Hanson observed that while there is no dispute that the criminal judgment is final for collateral estoppel purposes, the other elements were contested.

The court then turned to the question of whether the issues were identical. The parents of the injured child argued that the criminal court only determined that the day care provider intentionally shook the child, not that she intentionally injured the child.

The parents relied on the 2001 Minnesota Supreme Court decision in Am. Family Ins. Co. v. Walser for the proposition that the intentional acts exclusion required proof of a specific intent to injure, not just an intent to engage in conduct that caused the injury.

However, the Court of Appeals determined that a finding of intent to injure was necessary to the adjudication of the day care provider’s guilt for assault and that the District Court judge in the criminal proceeding did find that the defendant intended to injure the child when she shook him.

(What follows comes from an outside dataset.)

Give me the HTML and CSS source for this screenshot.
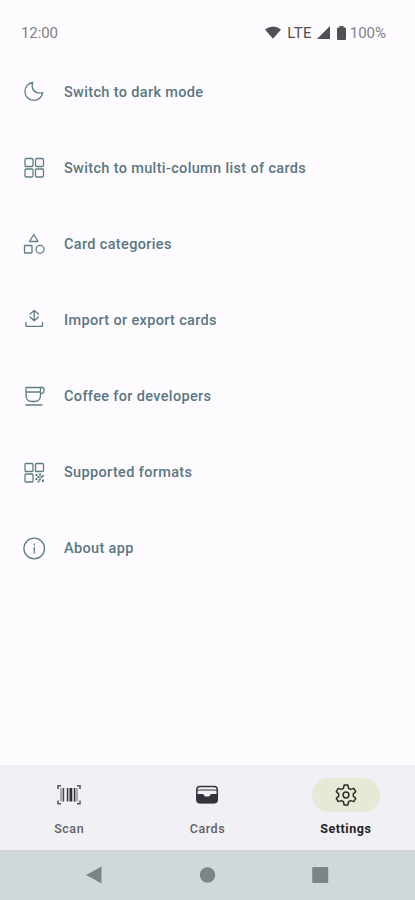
FILE: index.html
```html
<!DOCTYPE html>
<html lang="en">
<head>
<meta charset="utf-8">
<title>Settings</title>
<link rel="stylesheet" href="styles.css">
</head>
<body>
<div class="screen">
  <header class="status">
    <span class="clock">12:00</span>
    <div class="indicators">
      <svg class="wifi" viewBox="0 0 16 13"><path d="M0 3.500Q8-2.500 16 3.500L8 12.700Z"/></svg>
      <span class="network">LTE</span>
      <svg class="signal" viewBox="0 0 13 13"><path d="M13 0V13H0Z"/></svg>
      <svg class="battery" viewBox="0 0 9 14"><path d="M2.500 0h4v1.500H8q1 0 1 1V13q0 1-1 1H1q-1 0-1-1V2.500q0-1 1-1h1.500Z"/></svg>
      <span class="percent">100%</span>
    </div>
  </header>
  <main class="list">
    <div class="row">
      <svg class="icon" viewBox="0 0 24 24"><path d="M10.800 2.500A9 9 0 1 0 20.800 12.600Q18 13.800 14.500 12.400Q11 11 10.300 7.500Q10 5 10.800 2.500Z"/></svg>
      <span class="label">Switch to dark mode</span>
    </div>
    <div class="row">
      <svg class="icon" viewBox="0 0 24 24"><rect x="3" y="2.500" width="8" height="8" rx="1.300"/><rect x="13.500" y="2.500" width="8" height="8" rx="1.300"/><rect x="3" y="13" width="8" height="8" rx="1.300"/><rect x="13.500" y="13" width="8" height="8" rx="1.300"/></svg>
      <span class="label">Switch to multi-column list of cards</span>
    </div>
    <div class="row">
      <svg class="icon" viewBox="0 0 24 24"><path d="M11.800 2.500L16 9.500H7.500Z"/><rect x="2.500" y="13.500" width="7.500" height="7.500" rx=".5"/><circle cx="18" cy="17.300" r="4"/></svg>
      <span class="label">Card categories</span>
    </div>
    <div class="row">
      <svg class="icon" viewBox="0 0 24 24"><path d="M12.200 2.800V12.500M8 6L12.200 2.500L16.500 6M8 9L12.200 12.800L16.500 9M4 14.500V18.300H20.500V14.500"/></svg>
      <span class="label">Import or export cards</span>
    </div>
    <div class="row">
      <svg class="icon" viewBox="0 0 24 24"><path d="M4 2.500H20.500Q22 2.500 22 4V6Q22 8.500 18.500 8.500M4 2.500V10Q4 16.500 10 16.500H12.500Q18.500 16.500 18.500 10V2.500M4 7H18.500M4 20H20"/></svg>
      <span class="label">Coffee for developers</span>
    </div>
    <div class="row">
      <svg class="icon" viewBox="0 0 24 24"><rect x="3" y="2.500" width="8" height="8" rx="1"/><rect x="13.500" y="2.500" width="8" height="8" rx="1"/><rect x="3" y="13" width="8" height="8" rx="1"/><path class="dots" d="M13.500 13h2v2h-2zM17 12.500h2v2h-2zM20 14h2v1.500h-2zM15.500 15h2v2h-2zM18.500 15h2v2h-2zM13.500 17h2v2h-2zM17 17.500h2v2h-2zM15.500 19.500h2v2h-2zM20 18.500h2v2.500h-2z"/></svg>
      <span class="label">Supported formats</span>
    </div>
    <div class="row">
      <svg class="icon" viewBox="0 0 24 24"><circle cx="12.200" cy="11.500" r="10.300"/><path d="M12.300 10.500V16M12.300 7V8"/></svg>
      <span class="label">About app</span>
    </div>
  </main>
  <nav class="tabs">
    <div class="tab">
      <div class="pill">
        <svg class="tab-icon" viewBox="0 0 24 24"><path class="corner" d="M1 6V2.700H4M20 2.700H23V6M1 17.500V20.800H4M20 20.800H23V17.500"/><path class="bar-soft" d="M3 5h4.500v13.500H3zM16.500 5H21v13.500h-4.500z"/><path class="bar" d="M9.800 5h1.500v13.500H9.800zM12.500 5h2.800v13.500h-2.800zM17 5h1v13.500h-1zM6 5h.8v13.500H6z"/></svg>
      </div>
      <span class="tab-label">Scan</span>
    </div>
    <div class="tab">
      <div class="pill">
        <svg class="tab-icon" viewBox="0 0 24 24"><rect class="wallet" x="1.800" y="3.500" width="20.500" height="16" rx="3.200"/><path class="wallet-front" d="M1.500 11H7.500Q8.500 11 9 12.300Q9.500 13.500 11 13.500H13Q14.500 13.500 15 12.300Q15.500 11 16.500 11H22.500V17Q22.500 20.500 19 20.500H5Q1.500 20.500 1.500 17Z"/><path class="wallet-line" d="M2 8.300Q2.500 7 4.500 7H19.500Q21.500 7 22 8.300"/></svg>
      </div>
      <span class="tab-label">Cards</span>
    </div>
    <div class="tab active">
      <div class="pill">
        <svg class="tab-icon" viewBox="0 0 24 24"><path class="gear" d="M10.200 2h3.600l.8 3.300 2 1.100 3.200-1 1.900 3.300-2.400 2.200v2.200l2.400 2.200-1.900 3.300-3.200-1-2 1.100-.8 3.300h-3.600l-.8-3.300-2-1.100-3.200 1-1.900-3.300L4.700 13.100v-2.200L2.300 8.700l1.900-3.300 3.200 1 2-1.100Z"/><circle class="gear" cx="12" cy="12" r="2.900"/></svg>
      </div>
      <span class="tab-label">Settings</span>
    </div>
  </nav>
  <footer class="system">
    <svg class="key" viewBox="0 0 18 18"><path d="M1 9L16.500 .5V17.500Z"/></svg>
    <svg class="key" viewBox="0 0 18 18"><circle cx="9.500" cy="9" r="7.700"/></svg>
    <svg class="key" viewBox="0 0 18 18"><rect x="1.200" y="1" width="16" height="16" rx="1"/></svg>
  </footer>
</div>
</body>
</html>
```
FILE: styles.css
```css
* { box-sizing: border-box; }
body { margin: 0; font-family: Roboto, "Liberation Sans", sans-serif; background: #fefbff; }
svg { display: block; flex: none; }
.screen { width: 415px; height: 900px; display: flex; flex-direction: column; background: #fefbff; }

.status { height: 54px; padding: 11px 29px 0 21px; display: flex; align-items: center; justify-content: space-between; color: #828085; font-size: 15px; }
.clock { letter-spacing: -.1px; }
.indicators { display: flex; align-items: center; fill: #505054; }
.wifi { width: 16px; height: 13px; }
.network { margin: 0 5px 0 6px; color: #505054; letter-spacing: .3px; }
.signal { width: 13px; height: 13px; margin-right: 7px; }
.battery { width: 9px; height: 14px; margin-right: 4px; }

.list { flex: 1; }
.row { height: 76.150px; padding-left: 22px; display: flex; align-items: center; gap: 18px; }
.icon { width: 24px; height: 24px; fill: none; stroke: #5d7d85; stroke-width: 1.300; stroke-linejoin: round; stroke-linecap: round; }
.dots { fill: #5d7d85; stroke: none; }
.label { font-size: 14.500px; font-weight: 500; letter-spacing: .345px; color: #5a777f; white-space: nowrap; }

.tabs { height: 85px; padding-top: 13px; display: grid; grid-template-columns: repeat(3, 1fr); background: #f1f0f5; }
.tab { display: flex; flex-direction: column; align-items: center; gap: 9px; color: #605f65; }
.pill { width: 68px; height: 34px; border-radius: 17px; display: flex; align-items: center; justify-content: center; }
.active .pill { background: #e8e8d7; }
.tab-icon { width: 24px; height: 24px; }
.tab-label { font-size: 12.500px; line-height: 16px; font-weight: 500; letter-spacing: .55px; }
.active { color: #252428; }
.active .tab-label { font-weight: 700; }
.corner { fill: none; stroke: #55555d; stroke-width: 1.500; }
.bar-soft { fill: #aaaab0; }
.bar { fill: #303039; }
.wallet { fill: none; stroke: #34343e; stroke-width: 1.500; }
.wallet-front { fill: #34343e; }
.wallet-line { fill: none; stroke: #34343e; stroke-width: 1; }
.gear { fill: none; stroke: #2d2d28; stroke-width: 1.500; stroke-linejoin: round; }

.system { height: 50px; padding: 0 86px 0 85px; display: flex; align-items: center; justify-content: space-between; background: #d0d8db; fill: #7d8485; }
.key { width: 18px; height: 18px; }
```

Next, the court determined that it was not necessary for the parents to be a party to the criminal proceeding or in privity with a party.

“[D]espite their status as proper parties to this action, the [parents] are not parties to the Illinois Farmers’ insurance policy and their interests in that policy derive exclusively from the interests of [the day care provider]. Thus the fact that [the day care provider] was a party in the criminal proceeding satisfies this element of collateral estoppel even though the [parents] were not,” Hanson observed.

Finally, the estopped party — the day care provider — had a full and fair opportunity to be heard, the Court of Appeals concluded.

“[T]he stakes in [the day care provider’s] criminal trial were extremely high, and she had every opportunity and incentive to fully present and argue her case,” wrote Hanson. “[She] was represented by counsel, and her counsel actively challenged the state’s evidence and offered evidence on her behalf.”